◆ EXERCISE DIRECTIONS
Check each line for the string "What" and give only the count of lines that have it.

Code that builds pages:
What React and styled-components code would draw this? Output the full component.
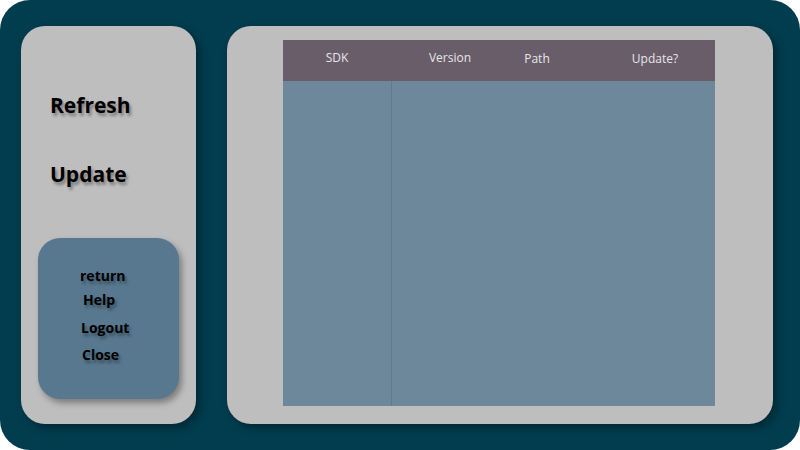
import React from 'react';
import styled, { createGlobalStyle } from 'styled-components';

const GlobalStyle = createGlobalStyle`
  html, body {
    margin: 0;
    padding: 0;
    background: #ffffff;
  }
  body {
    font-family: "Open Sans", "Noto Sans", sans-serif;
  }
`;

const columns = ['SDK', 'Version', 'Path', 'Update?'];
const menuItems = [
  { label: 'return', indent: 42, gap: 0 },
  { label: 'Help', indent: 45, gap: 4 },
  { label: 'Logout', indent: 43, gap: 8 },
  { label: 'Close', indent: 44, gap: 7 }
];

function App() {
  return (
    <>
      <GlobalStyle />
      <Frame>
        <Sidebar>
          <ActionButton>Refresh</ActionButton>
          <ActionButton>Update</ActionButton>
          <MenuCard>
            {menuItems.map((item) => (
              <MenuItem key={item.label} $indent={item.indent} $gap={item.gap}>
                {item.label}
              </MenuItem>
            ))}
          </MenuCard>
        </Sidebar>
        <MainPanel>
          <Table>
            <HeaderRow>
              {columns.map((col) => (
                <HeaderCell key={col}>{col}</HeaderCell>
              ))}
            </HeaderRow>
            <Body>
              <FirstColumn />
              <RestColumns />
            </Body>
          </Table>
        </MainPanel>
      </Frame>
    </>
  );
}

const Frame = styled.div`
  box-sizing: border-box;
  width: 800px;
  height: 450px;
  background: #013d4f;
  border-radius: 30px;
  padding: 26px 27px 26px 21px;
  display: flex;
  gap: 31px;
`;

const Sidebar = styled.div`
  box-sizing: border-box;
  width: 175px;
  height: 398px;
  background: #bebebe;
  border-radius: 24px;
  box-shadow: 4px 4px 8px rgba(0, 0, 0, 0.35);
  padding: 63px 17px 0;
  display: flex;
  flex-direction: column;
`;

const ActionButton = styled.div`
  font-size: 21px;
  font-weight: 700;
  color: #000;
  text-shadow: 2px 3px 3px rgba(0, 0, 0, 0.35);
  line-height: 32px;
  height: 32px;
  padding-left: 12px;
  margin-bottom: 37px;
`;

const MenuCard = styled.div`
  box-sizing: border-box;
  margin-top: 11px;
  width: 141px;
  height: 161px;
  background: #58788f;
  border-radius: 22px;
  box-shadow: 3px 4px 6px rgba(0, 0, 0, 0.35);
  padding-top: 28px;
  display: flex;
  flex-direction: column;
`;

const MenuItem = styled.div`
  font-size: 14px;
  font-weight: 700;
  color: #000;
  text-shadow: 2px 3px 3px rgba(0, 0, 0, 0.35);
  line-height: 20px;
  height: 20px;
  margin-top: ${(p) => p.$gap}px;
  padding-left: ${(p) => p.$indent}px;
`;

const MainPanel = styled.div`
  box-sizing: border-box;
  flex: 1;
  height: 398px;
  background: #bebebe;
  border-radius: 24px;
  box-shadow: 4px 4px 8px rgba(0, 0, 0, 0.35);
  padding: 14px 0 0 56px;
`;

const Table = styled.div`
  width: 432px;
  display: flex;
  flex-direction: column;
`;

const HeaderRow = styled.div`
  height: 41px;
  background: #6a5d6a;
  display: grid;
  grid-template-columns: 108px 118px 56px 150px;
  align-items: center;
`;

const HeaderCell = styled.div`
  font-size: 12px;
  color: #e6e6e6;
  text-align: center;
  margin-top: -6px;

  &:nth-child(3) {
    margin-top: -4px;
  }

  &:last-child {
    padding-left: 30px;
    margin-top: -4px;
  }
`;

const Body = styled.div`
  height: 325px;
  background: #6d889b;
  display: flex;
`;

const FirstColumn = styled.div`
  width: 108px;
  border-right: 1px solid #5f7b92;
`;

const RestColumns = styled.div`
  flex: 1;
`;

export default App;
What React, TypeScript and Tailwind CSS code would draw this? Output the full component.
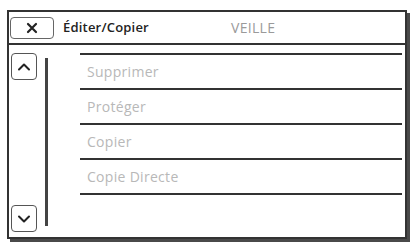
export default function App() {
  const rows = ["Supprimer", "Protéger", "Copier", "Copie Directe"];

  return (
    <div className="w-[412px] h-[243px] bg-white pt-[10px] pl-[7px]" style={{ fontFamily: '"Open Sans", "Noto Sans", sans-serif' }}>
      <div className="w-[400px] h-[229px] border-2 border-[#333] shadow-[3px_3px_0_#4a4a4a] flex flex-col bg-white">
        {/* header */}
        <div className="h-[33px] border-b-2 border-[#333] flex items-center shrink-0">
          <button className="ml-[1px] w-[44px] h-[22px] rounded-[4px] border-[1.5px] border-[#666] flex items-center justify-center">
            <svg width="12" height="12" viewBox="0 0 12 12">
              <path d="M2 2 L10 10 M10 2 L2 10" stroke="#222" strokeWidth="2.2" strokeLinecap="round" />
            </svg>
          </button>
          <span className="ml-[9px] w-[168px] text-[13px] font-semibold text-[#222] tracking-[0.2px]">Éditer/Copier</span>
          <span className="text-[14px] text-[#9a9a9a] tracking-[0.3px]">VEILLE</span>
        </div>

        {/* body */}
        <div className="flex-1 flex">
          <div className="ml-[2px] w-[26px] flex flex-col justify-between pt-[8px] pb-[5px]">
            <button className="w-[26px] h-[27px] rounded-[4px] border-[1.5px] border-[#555] flex items-center justify-center">
              <svg width="14" height="10" viewBox="0 0 14 10">
                <path d="M2 7.5 L7 2.5 L12 7.5" fill="none" stroke="#222" strokeWidth="2" strokeLinecap="round" strokeLinejoin="round" />
              </svg>
            </button>
            <button className="w-[26px] h-[27px] rounded-[4px] border-[1.5px] border-[#555] flex items-center justify-center">
              <svg width="14" height="10" viewBox="0 0 14 10">
                <path d="M2 2.5 L7 7.5 L12 2.5" fill="none" stroke="#222" strokeWidth="2" strokeLinecap="round" strokeLinejoin="round" />
              </svg>
            </button>
          </div>
          <div className="ml-[8px] mt-[13px] mb-[11px] w-[3px] bg-[#444]" />
          <div className="ml-[32px] mr-[3px] flex-1 pt-[8px]">
            <div className="border-t-2 border-[#333]">
              {rows.map((r) => (
                <div key={r} className="h-[35px] border-b-2 border-[#333] flex items-center pl-[7px] text-[14px] text-[#b8b8b8] tracking-[0.3px]">
                  {r}
                </div>
              ))}
            </div>
          </div>
        </div>
      </div>
    </div>
  );
}
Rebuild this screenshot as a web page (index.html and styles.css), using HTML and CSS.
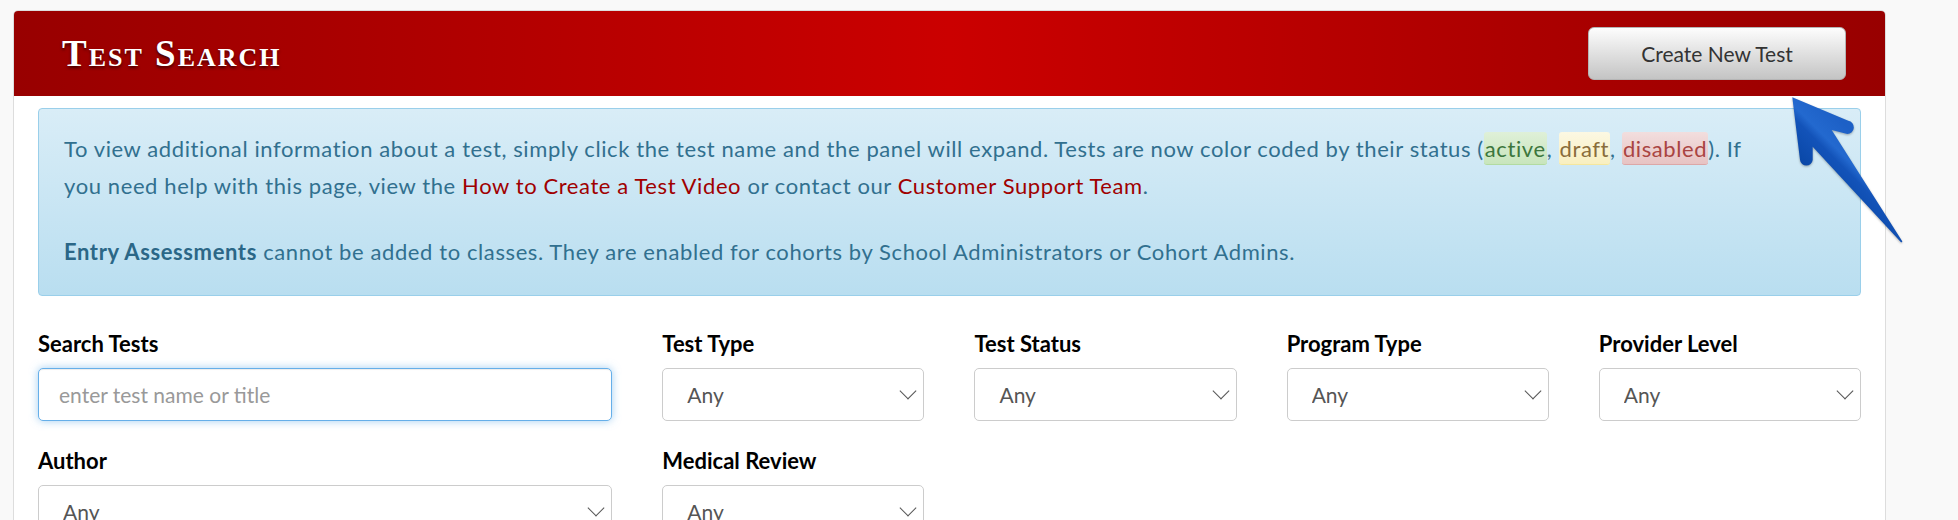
FILE: index.html
```html
<!DOCTYPE html>
<html lang="en">
<head>
    <meta charset="UTF-8">
    <meta name="viewport" content="width=device-width, initial-scale=1.0">
    <title>Test Search</title>
    <link rel="stylesheet" href="styles.css">
</head>
<body>
    <div class="panel">
        <div class="panel-heading">
            <h1 class="title">Test Search</h1>
            <button class="btn-create">Create New Test</button>
        </div>
        <div class="panel-body">
            <div class="alert">
                <p>To view additional information about a test, simply click the test name and the panel will expand. Tests are now color coded by their status (<span class="st st-active">active</span>, <span class="st st-draft">draft</span>, <span class="st st-disabled">disabled</span>). If you need help with this page, view the <a href="#">How to Create a Test Video</a> or contact our <a href="#">Customer Support Team</a>.</p>
                <p><strong>Entry Assessments</strong> cannot be added to classes. They are enabled for cohorts by School Administrators or Cohort Admins.</p>
            </div>

            <div class="filters">
                <div class="field wide">
                    <label>Search Tests</label>
                    <input class="control focused" type="text" placeholder="enter test name or title">
                </div>
                <div class="field">
                    <label>Test Type</label>
                    <div class="select"><select class="control"><option>Any</option></select></div>
                </div>
                <div class="field">
                    <label>Test Status</label>
                    <div class="select"><select class="control"><option>Any</option></select></div>
                </div>
                <div class="field">
                    <label>Program Type</label>
                    <div class="select"><select class="control"><option>Any</option></select></div>
                </div>
                <div class="field">
                    <label>Provider Level</label>
                    <div class="select"><select class="control"><option>Any</option></select></div>
                </div>
                <div class="field wide">
                    <label>Author</label>
                    <div class="select"><select class="control"><option>Any</option></select></div>
                </div>
                <div class="field">
                    <label>Medical Review</label>
                    <div class="select"><select class="control"><option>Any</option></select></div>
                </div>
            </div>
        </div>
    </div>

    <!-- annotation arrow pointing at the button -->
    <svg class="pointer" width="140" height="170" viewBox="0 0 140 170">
        <defs>
            <linearGradient id="arrowFill" gradientUnits="userSpaceOnUse" x1="30" y1="80" x2="70" y2="40">
                <stop offset="0" stop-color="#0a48a8"/>
                <stop offset="0.45" stop-color="#1353b9"/>
                <stop offset="0.6" stop-color="#2369cf"/>
                <stop offset="1" stop-color="#1d60c6"/>
            </linearGradient>
        </defs>
        <path d="M17.3 12.3 L73.3 35.7 A6.7 6.7 0 0 1 72.3 49 L56.7 45 L127.4 156.4 L126.2 157.6 L37.7 61.7 L37.7 75 A6.4 6.4 0 0 1 25 75 Z" fill="url(#arrowFill)"/>
    </svg>
</body>
</html>
```

FILE: styles.css
```css
* {
    box-sizing: border-box;
}
body {
    margin: 0;
    background: #f9f9f9;
    font-family: Lato, "Noto Sans", sans-serif;
}
.panel {
    margin: 10px 0 0 13px;
    width: 1873px;
    min-height: 600px;
    background: #fff;
    border: 1px solid #ddd;
    border-radius: 5px 5px 0 0;
}
.panel-heading {
    height: 85px;
    display: flex;
    align-items: center;
    justify-content: space-between;
    padding: 0 39px 0 48px;
    background: linear-gradient(to right, #980000 0%, #cb0000 50%, #980000 100%);
    border-radius: 4px 4px 0 0;
}
.title {
    margin: 0;
    font-family: "Liberation Serif", serif;
    font-size: 37px;
    font-weight: bold;
    font-variant: small-caps;
    letter-spacing: 2px;
    line-height: 37px;
    color: #fff;
    text-shadow: 0 2px 3px rgba(40, 0, 0, 0.8);
}
.btn-create {
    width: 258px;
    height: 53px;
    border: 1px solid #b5b5b5;
    border-radius: 6px;
    background: linear-gradient(#fdfdfd, #c4c4c4);
    font-family: Lato, sans-serif;
    font-size: 21px;
    color: #333;
    cursor: pointer;
}
.panel-body {
    padding: 12px 24px;
}
.alert {
    border: 1px solid #9acfea;
    border-radius: 4px;
    background: linear-gradient(#d9edf7, #b9def0);
    color: #31708f;
    padding: 22px 94px 24px 25px;
    font-size: 22px;
    letter-spacing: 0.6px;
    line-height: 36.67px;
}
.alert p {
    margin: 0;
}
.alert p + p {
    margin-top: 30px;
}
.alert a {
    color: #a00000;
    text-decoration: none;
}
.alert strong {
    color: #2b6787;
}
.st {
    padding: 3px 1px 2px;
    border-radius: 3px;
}
.st-active {
    color: #3c763d;
    background: linear-gradient(#dff0d8, #c8e5bc);
    border-bottom: 1px solid #b2dba1;
}
.st-draft {
    color: #8a6d3b;
    background: linear-gradient(#fcf8e3, #f8efc0);
    border-bottom: 1px solid #f5e79e;
}
.st-disabled {
    color: #a94442;
    background: linear-gradient(#f2dede, #e7c3c3);
    border-bottom: 1px solid #dca7a7;
}
.filters {
    margin-top: 35px;
    display: grid;
    grid-template-columns: repeat(6, 1fr);
    column-gap: 50px;
    row-gap: 27px;
}
.field.wide {
    grid-column: span 2;
}
.field label {
    display: block;
    font-size: 22px;
    font-weight: bold;
    line-height: 25px;
    margin-bottom: 12px;
    color: #000;
}
.control {
    display: block;
    width: 100%;
    height: 53px;
    border: 1px solid #ccc;
    border-radius: 5px;
    background: #fff;
    padding: 0 20px;
    font-family: Lato, sans-serif;
    font-size: 21px;
    color: #555;
    appearance: none;
    -webkit-appearance: none;
}
.control::placeholder {
    color: #999;
}
.control.focused {
    border-color: #66afe9;
    outline: none;
    box-shadow: inset 0 1px 1px rgba(0, 0, 0, 0.075), 0 0 8px rgba(102, 175, 233, 0.6);
}
.select {
    position: relative;
}
.select .control {
    padding-left: 24px;
}
.select::after {
    content: '';
    position: absolute;
    right: 10px;
    top: 17px;
    width: 11px;
    height: 11px;
    border-right: 1.5px solid #555;
    border-bottom: 1.5px solid #555;
    transform: rotate(45deg);
}
.pointer {
    position: absolute;
    left: 1775px;
    top: 85px;
    filter: drop-shadow(0 1px 1px rgba(0, 0, 0, 0.3));
}
```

◆ SOLUTION BELOW
2